Your task is to copy the stretch of lines in the records below that begins with the line containing "Give me the" and ends with the line containing "import React from", exactly as written, with nothing added.
----- Data lines -----
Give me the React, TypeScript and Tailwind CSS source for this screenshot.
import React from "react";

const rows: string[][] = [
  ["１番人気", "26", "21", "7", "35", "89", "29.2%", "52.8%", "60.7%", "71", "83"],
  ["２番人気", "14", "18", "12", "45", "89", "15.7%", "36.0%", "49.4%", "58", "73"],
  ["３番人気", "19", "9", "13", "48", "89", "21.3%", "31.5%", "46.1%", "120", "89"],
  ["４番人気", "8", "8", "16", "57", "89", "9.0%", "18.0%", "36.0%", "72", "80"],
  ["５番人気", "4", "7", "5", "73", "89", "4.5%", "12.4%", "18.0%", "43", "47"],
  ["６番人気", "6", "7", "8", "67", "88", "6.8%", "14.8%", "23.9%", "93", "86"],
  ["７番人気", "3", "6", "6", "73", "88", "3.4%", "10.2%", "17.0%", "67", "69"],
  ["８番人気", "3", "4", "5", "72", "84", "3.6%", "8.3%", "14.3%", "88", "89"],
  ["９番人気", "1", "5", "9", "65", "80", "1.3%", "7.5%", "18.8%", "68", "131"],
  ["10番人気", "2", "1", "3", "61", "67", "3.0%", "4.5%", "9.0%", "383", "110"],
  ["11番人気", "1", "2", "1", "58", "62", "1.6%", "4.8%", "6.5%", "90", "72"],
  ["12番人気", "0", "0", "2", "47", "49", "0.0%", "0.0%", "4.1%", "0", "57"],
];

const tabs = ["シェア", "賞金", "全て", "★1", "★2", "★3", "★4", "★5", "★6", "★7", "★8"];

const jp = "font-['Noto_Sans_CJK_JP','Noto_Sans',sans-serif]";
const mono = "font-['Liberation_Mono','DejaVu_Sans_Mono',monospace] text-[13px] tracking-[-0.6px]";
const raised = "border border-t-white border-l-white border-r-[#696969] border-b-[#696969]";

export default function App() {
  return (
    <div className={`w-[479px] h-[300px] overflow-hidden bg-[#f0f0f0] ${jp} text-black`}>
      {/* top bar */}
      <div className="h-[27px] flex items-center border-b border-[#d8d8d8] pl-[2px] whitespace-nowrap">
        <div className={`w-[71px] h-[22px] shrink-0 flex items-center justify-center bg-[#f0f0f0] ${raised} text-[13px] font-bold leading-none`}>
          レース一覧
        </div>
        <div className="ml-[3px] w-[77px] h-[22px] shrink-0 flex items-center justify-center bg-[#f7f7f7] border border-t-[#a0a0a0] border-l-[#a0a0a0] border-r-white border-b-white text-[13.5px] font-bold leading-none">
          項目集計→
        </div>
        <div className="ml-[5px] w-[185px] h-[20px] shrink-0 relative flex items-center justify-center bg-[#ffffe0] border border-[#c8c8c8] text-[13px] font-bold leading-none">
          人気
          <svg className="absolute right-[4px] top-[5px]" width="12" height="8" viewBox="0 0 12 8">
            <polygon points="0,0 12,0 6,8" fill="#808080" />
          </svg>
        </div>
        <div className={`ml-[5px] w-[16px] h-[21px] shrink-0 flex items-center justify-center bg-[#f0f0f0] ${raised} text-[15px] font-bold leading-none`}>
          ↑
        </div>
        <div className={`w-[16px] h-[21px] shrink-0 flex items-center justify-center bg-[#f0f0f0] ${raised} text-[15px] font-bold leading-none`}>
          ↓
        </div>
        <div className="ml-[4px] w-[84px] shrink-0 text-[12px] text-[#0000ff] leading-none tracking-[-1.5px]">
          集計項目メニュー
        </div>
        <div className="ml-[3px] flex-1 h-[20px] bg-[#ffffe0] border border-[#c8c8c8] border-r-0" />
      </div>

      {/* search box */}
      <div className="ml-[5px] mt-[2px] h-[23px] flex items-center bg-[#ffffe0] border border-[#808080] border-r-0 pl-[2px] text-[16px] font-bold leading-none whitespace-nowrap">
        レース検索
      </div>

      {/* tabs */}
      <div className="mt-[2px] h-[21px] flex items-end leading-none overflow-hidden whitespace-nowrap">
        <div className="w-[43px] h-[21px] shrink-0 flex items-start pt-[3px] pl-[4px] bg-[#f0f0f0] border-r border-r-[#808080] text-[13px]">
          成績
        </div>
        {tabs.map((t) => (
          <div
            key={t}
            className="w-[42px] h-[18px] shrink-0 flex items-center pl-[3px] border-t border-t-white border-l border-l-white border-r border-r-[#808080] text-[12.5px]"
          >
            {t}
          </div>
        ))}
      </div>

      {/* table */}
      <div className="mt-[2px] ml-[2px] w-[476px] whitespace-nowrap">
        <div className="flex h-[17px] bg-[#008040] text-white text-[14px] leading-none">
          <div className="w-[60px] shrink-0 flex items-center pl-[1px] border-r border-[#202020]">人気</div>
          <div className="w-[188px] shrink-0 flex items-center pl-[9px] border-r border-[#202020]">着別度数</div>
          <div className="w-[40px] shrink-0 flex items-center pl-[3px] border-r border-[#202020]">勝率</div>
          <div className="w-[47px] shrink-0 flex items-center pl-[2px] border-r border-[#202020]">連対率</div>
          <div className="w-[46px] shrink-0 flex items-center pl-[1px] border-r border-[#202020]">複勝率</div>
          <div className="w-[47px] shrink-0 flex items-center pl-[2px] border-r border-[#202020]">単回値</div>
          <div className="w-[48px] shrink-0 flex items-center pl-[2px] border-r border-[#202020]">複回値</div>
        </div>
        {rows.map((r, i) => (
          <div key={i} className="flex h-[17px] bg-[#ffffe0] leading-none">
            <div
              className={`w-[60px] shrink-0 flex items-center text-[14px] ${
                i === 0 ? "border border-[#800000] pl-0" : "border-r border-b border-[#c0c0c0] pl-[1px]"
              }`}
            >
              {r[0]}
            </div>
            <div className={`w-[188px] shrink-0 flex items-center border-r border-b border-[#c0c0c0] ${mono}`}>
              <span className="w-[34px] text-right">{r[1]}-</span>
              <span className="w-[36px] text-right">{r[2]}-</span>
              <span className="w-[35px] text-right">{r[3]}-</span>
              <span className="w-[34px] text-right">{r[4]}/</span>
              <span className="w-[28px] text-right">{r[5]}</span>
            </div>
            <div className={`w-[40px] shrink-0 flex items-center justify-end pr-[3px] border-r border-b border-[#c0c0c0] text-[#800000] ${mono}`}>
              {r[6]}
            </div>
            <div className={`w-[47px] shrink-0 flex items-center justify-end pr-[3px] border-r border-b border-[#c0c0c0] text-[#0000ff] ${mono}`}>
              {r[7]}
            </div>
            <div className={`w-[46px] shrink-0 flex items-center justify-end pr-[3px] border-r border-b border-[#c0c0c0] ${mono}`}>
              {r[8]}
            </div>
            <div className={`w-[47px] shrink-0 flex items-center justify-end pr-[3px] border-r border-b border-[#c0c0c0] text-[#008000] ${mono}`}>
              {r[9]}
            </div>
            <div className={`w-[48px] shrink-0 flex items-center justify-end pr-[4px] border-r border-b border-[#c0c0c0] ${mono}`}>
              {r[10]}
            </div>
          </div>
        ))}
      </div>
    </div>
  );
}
-----
----- Data lines -----
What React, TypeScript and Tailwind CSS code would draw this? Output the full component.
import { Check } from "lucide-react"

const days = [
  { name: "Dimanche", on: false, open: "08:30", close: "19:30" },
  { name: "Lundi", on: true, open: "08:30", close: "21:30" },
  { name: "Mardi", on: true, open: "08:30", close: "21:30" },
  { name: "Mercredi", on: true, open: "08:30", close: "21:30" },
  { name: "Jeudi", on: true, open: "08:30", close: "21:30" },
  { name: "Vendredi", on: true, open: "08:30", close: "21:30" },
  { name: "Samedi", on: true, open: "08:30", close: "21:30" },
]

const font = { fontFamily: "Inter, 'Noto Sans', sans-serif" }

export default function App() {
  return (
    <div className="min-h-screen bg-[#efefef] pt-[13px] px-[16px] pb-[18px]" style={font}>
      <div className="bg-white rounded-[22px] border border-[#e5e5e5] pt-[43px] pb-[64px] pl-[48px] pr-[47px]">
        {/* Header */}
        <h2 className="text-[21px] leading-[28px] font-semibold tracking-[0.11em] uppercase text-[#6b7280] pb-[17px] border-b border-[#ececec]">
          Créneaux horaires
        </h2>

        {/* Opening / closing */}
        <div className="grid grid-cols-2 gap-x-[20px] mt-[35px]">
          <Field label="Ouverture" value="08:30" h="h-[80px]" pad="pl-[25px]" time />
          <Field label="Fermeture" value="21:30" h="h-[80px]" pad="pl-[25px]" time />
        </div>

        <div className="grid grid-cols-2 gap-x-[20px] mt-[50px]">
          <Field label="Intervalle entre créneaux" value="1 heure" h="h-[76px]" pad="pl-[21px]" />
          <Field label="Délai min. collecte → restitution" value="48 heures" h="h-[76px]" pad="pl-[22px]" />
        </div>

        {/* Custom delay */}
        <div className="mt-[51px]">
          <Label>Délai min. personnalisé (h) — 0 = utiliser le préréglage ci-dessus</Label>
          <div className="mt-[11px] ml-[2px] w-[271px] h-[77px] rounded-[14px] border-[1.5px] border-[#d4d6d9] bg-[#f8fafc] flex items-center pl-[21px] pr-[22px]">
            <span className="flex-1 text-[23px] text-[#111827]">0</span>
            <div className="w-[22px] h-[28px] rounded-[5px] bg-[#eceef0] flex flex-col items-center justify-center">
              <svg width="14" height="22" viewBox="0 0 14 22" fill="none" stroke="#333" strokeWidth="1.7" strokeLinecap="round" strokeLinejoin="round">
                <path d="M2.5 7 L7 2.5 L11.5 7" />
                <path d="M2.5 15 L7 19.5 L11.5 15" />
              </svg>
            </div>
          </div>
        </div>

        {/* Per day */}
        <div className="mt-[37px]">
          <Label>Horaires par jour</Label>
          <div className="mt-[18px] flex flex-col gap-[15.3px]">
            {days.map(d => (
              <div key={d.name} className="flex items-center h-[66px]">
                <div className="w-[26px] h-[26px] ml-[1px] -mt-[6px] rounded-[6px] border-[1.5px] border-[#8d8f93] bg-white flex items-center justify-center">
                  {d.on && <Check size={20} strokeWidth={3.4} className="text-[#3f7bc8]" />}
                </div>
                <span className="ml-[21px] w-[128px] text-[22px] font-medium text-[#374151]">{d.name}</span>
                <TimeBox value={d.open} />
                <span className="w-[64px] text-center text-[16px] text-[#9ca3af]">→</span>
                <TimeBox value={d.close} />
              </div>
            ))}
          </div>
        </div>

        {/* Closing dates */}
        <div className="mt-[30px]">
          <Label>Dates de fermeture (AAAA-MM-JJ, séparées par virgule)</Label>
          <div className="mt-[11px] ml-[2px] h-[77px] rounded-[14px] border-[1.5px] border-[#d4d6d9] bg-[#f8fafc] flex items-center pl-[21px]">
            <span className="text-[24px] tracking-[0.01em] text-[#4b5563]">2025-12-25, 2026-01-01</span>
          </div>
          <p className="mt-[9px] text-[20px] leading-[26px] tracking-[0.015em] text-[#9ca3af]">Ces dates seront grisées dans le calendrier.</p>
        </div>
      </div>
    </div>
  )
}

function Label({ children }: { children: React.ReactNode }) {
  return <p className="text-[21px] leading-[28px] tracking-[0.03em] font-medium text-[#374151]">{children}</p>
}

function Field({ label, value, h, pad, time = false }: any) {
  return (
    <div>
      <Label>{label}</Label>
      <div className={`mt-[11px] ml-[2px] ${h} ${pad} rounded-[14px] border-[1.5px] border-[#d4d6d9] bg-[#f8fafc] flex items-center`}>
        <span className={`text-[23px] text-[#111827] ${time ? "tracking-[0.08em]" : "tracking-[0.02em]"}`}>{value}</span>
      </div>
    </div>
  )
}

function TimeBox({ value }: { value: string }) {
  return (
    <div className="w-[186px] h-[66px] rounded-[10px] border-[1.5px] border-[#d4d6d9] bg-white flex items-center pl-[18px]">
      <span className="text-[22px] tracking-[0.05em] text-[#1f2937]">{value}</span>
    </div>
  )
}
-----
> **Output for this task**
Give me the React, TypeScript and Tailwind CSS source for this screenshot.
import React from "react";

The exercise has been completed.